Recently I was invited to participate in a panel on fecal incontinence (FI) for a series, Second Opinion, being recorded by PBS television station WXXI in Rochester, New York. The program, one of 13 in a series on a wide variety of health topics, featured Dr. Peter Salgo of New York Presbyterian Hospital in New York City as host and included two colon & rectal surgeons as well as a patient from Cleveland Clinic, along with me. It was the first time the series had addressed fecal incontinence as a topic.
There are various definitions of "fecal incontinence" which covers lack of bowel control. When flatus, or loss over gas, is included in the definition, it is referred to as "anal incontinence." Otherwise, FI refers to the loss of control over stool, whether solid or liquid. Staining one's brief or underwear is incontinence if it is not caused by insufficient wiping following a bowel movement. As true with urinary incontinence, there are degrees of severity that also include frequency of incontinent episodes, or events.
Published prevalence estimates for FI among community-dwelling adults vary widely. This is due only in part to variation in definitions and how individuals interpret severity of symptoms. Incidence is also impacted by the willingness of individuals to report such symptoms, whether anonymously in a survey or when prompted privately by a visit with a healthcare provider. Although in 2001, the NIH estimated its prevalence to be 5.5 - 6.5 million, just six years later the NIH went on record estimating prevalence in the community to range from 6% in those women younger than 40 years to 15% in older women. Among men living in the community, FI is less prevalent but still ranges from 6-10%, also increasing with age1. The Mayo Clinic estimates that prevalence in women ranges from 7% beginning in the third decade of life to 22% by the sixth decade and increasing steadily from there, with symptoms categorized as mild (45%), moderate (50%), or severe (5%)2. Consequently, more than one in 10 adult women in the population has FI, with prevalence up to 70% among the most dependent residents of nursing homes.

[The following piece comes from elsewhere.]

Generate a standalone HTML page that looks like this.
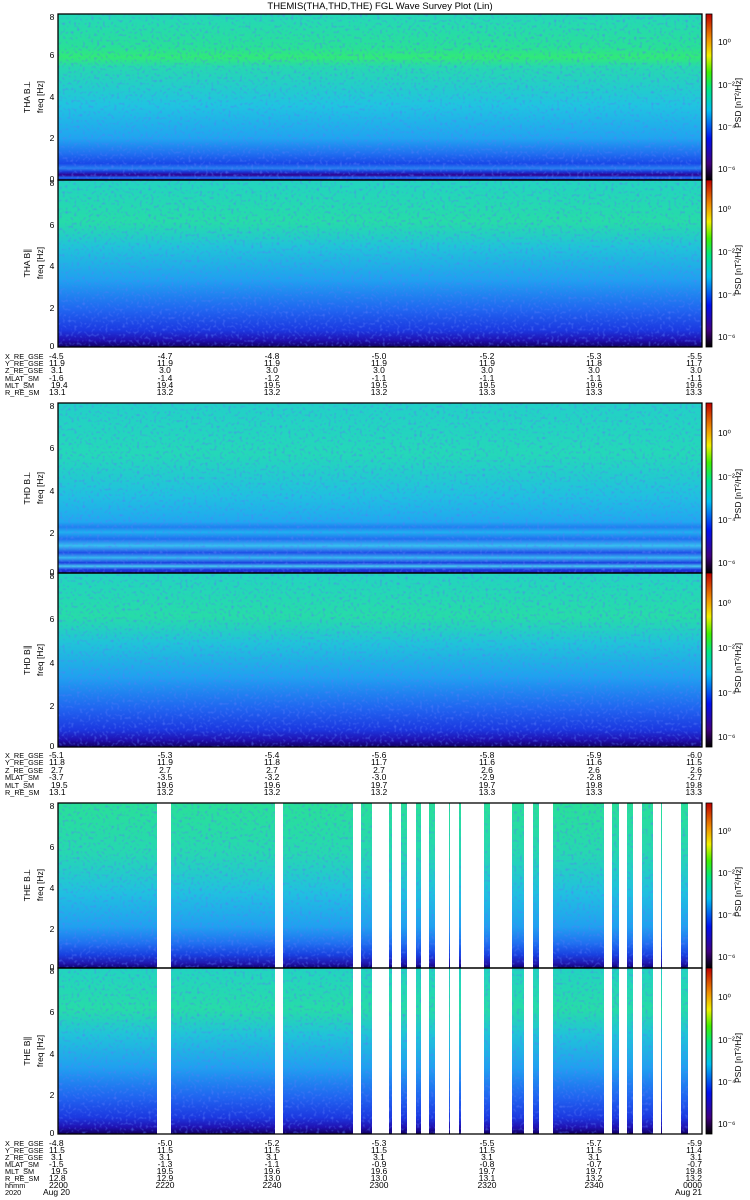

Women are more susceptible to FI than men, in part because of nerve damage that occurs during prolonged labor and childbirth but also because women are more prone to suffer from constipation. Thus, vaginal delivery and chronic straining are risk factors for not only FI but double incontinence. Pudendal nerve neuropathy, particularly in women, may be responsible for deterioration of continence over the years3. It should come as no surprise that routine episiotomy and forceps delivery are the most easily preventable precipitating factors for fecal incontinence. Much more research is needed to understand risk factors, particularly for double incontinence. Half of all women with fecal incontinence are estimated to experience urinary incontinence, strongly suggesting underlying pelvic floor disorders. And twenty percent of those with urinary incontinence also suffer from fecal incontinence, indicating more than just anal sphincter deficiencies or tears.
The symptoms are a burden to patient and caregiver alike and come at both a psychological and economic cost of enormous proportions. That's the bad news.
The good news is that increasing options are becoming available to individuals to help manage and even eliminate symptoms. Behaviorally, dietary changes can improve consistency and frequency of bowel movements. Calcium-rich foods slow transit time. Fiber is an important bulking agent, especially for people experiencing chronic bouts of diarrhea. Biofeedback can improve the function of the anal sphincter if it's slightly damaged. An artificial anal sphincter is now FDA approved, and recently published research highlights the efficacy of the Interstim® device using pacemaker technology in treating fecal urgency in at least half of all patients receiving the implant4. Injectibles are also being investigated and new medication is soon coming onto the market.
No one should hide in embarrassment. Get educated and open the discussion.
1NIH State-of-the-Science Conference Statement on Prevention of Fecal and Urinary Incontinence in Adults, Volume 24, Number 1, December 10-12, 2007, National Institutes of Health, Washington, DC.
2 Bharucha AE, Zinsmeister AR, Locke GR, Seide BM, McKeon K, Schleck CD, and Melton LJ. (2005). Prevalence and burden of fecal incontinence: a population-based study in women. Gastroenterology, 129 (1): 42- 49.
3Lacima G and Pera M (2003). Combined fecal and urinary incontinence: an update. Current Opinion in Obstetrics & Gynecology, 15 (5): 405- 410.
4Kim DH, Faruqui N, and Ghoniem GM (2010). Sacral neuromodulation outcomes in patients with urinary urge incontinence and concomitant urge fecal incontinence. Female Pelvic Medicine and Reconstructive Surgery, 16(3), 171-178.